Since childhood, Pop adds that he likes the crispy thin ones best but "a mix of thicker and thinner is just  perfect!" 

This recipe makes about five dozen cookies."

Okay. Got that out of the way.




Now we come to the Tiger/Lissa Arkansas Sugar Cookie V. 2.0

Truth is, I'm a bit of a dog with a bone when it comes to a traditional recipe. I can't resist tinkering with it. I 'd like to think Pop would agree that it is important to his godson Tiger's development that even Arkansas Sugar Cookie Making offers ample opportunity for independent thought, testing a hypothesis and discovery !

So with that in mind, I hope you will all enjoy this 2.0 version of The Arkansas Sugar Cookie. We think we really have come up with a winner ! One that he would have approved of ! Right Tiger?

In our version we wondered what this recipe would be like if we added something other than nutmeg ?

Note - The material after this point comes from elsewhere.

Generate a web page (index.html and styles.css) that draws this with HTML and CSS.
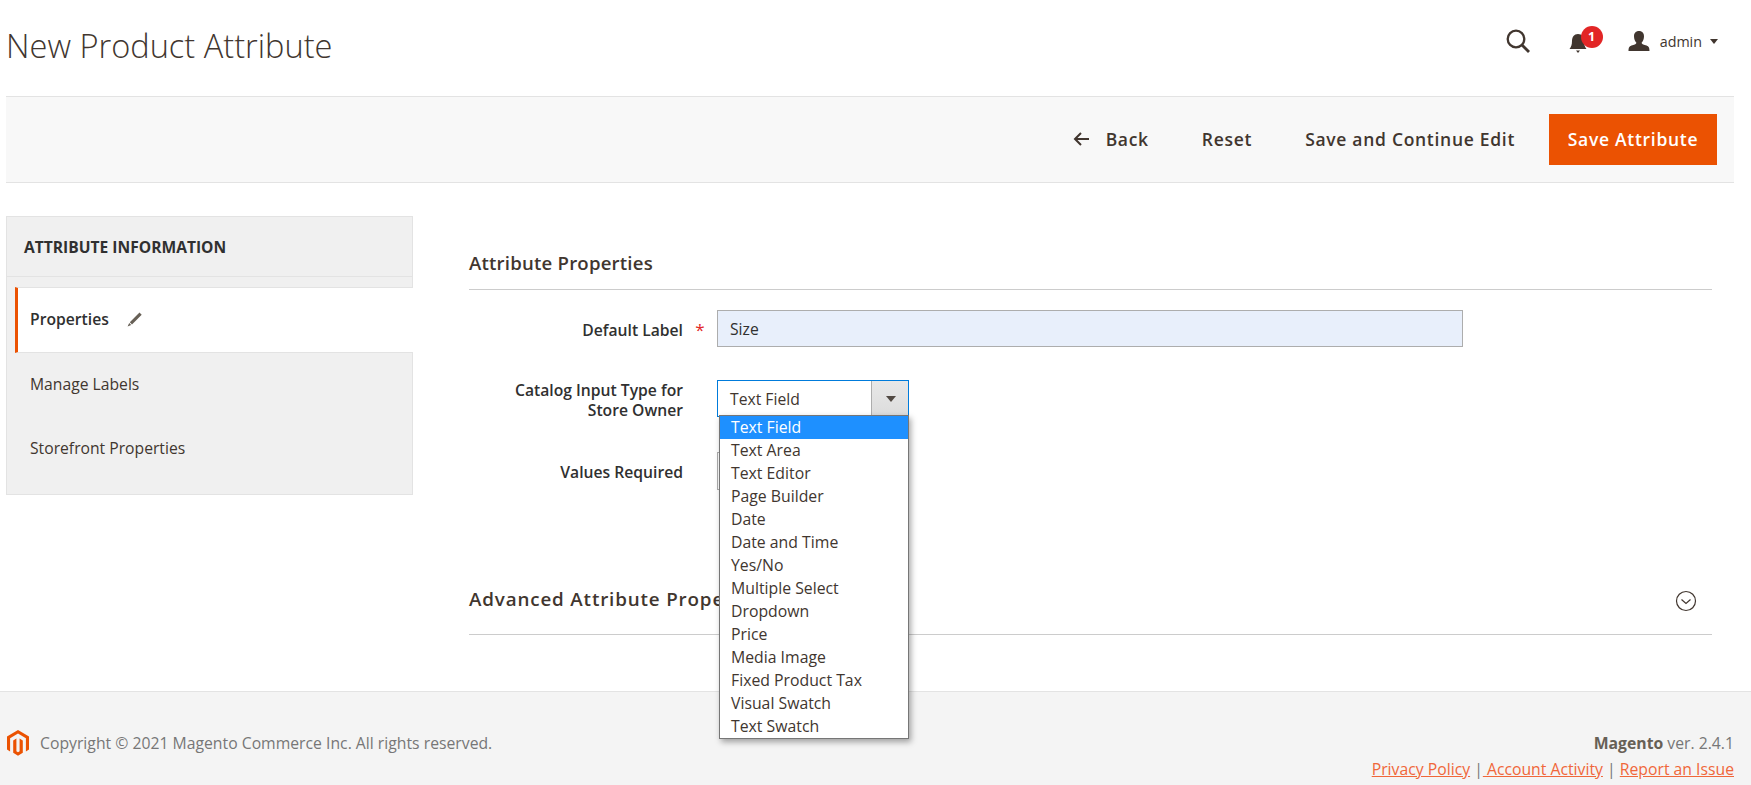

We tried three variations : 1. Cinnamon and orange zest, 2. green cardamon (black inside seeds finely chopped ), and finally 3. fennel or green anise seed.

Then we asked what other thing we might try to make this recipe our own?

Change the size! So off came the top of a gin bottle, the perfect size we both thought!

Our recipe makes too many cookies to count! Those dough balls never seemed to get any smaller !

We decided after much deliberation that cinnamon and orange zest was our favorite combination. Turned out to be our testers prefered V.2.0 Cinnamon/orange zest too!

See what you think ! Are you a tradionalist? Or ready to head out into the great unknown?

Please let us know what you come up with?

V.3.0 anyone?

- Lissa in Paris, sending a little wave to her Tiger pal, veteran AS Cookie maker /designer 



*Mom always said that "I got hung up" was an acceptable excuse for being late to something and needed no further explanation ! So I'll use it here. 
**This comes from his bio. I kid you not. He took this all very seriously.
***Yes yes, the two square boxes with our final product ? All Mompots ! Beautiful.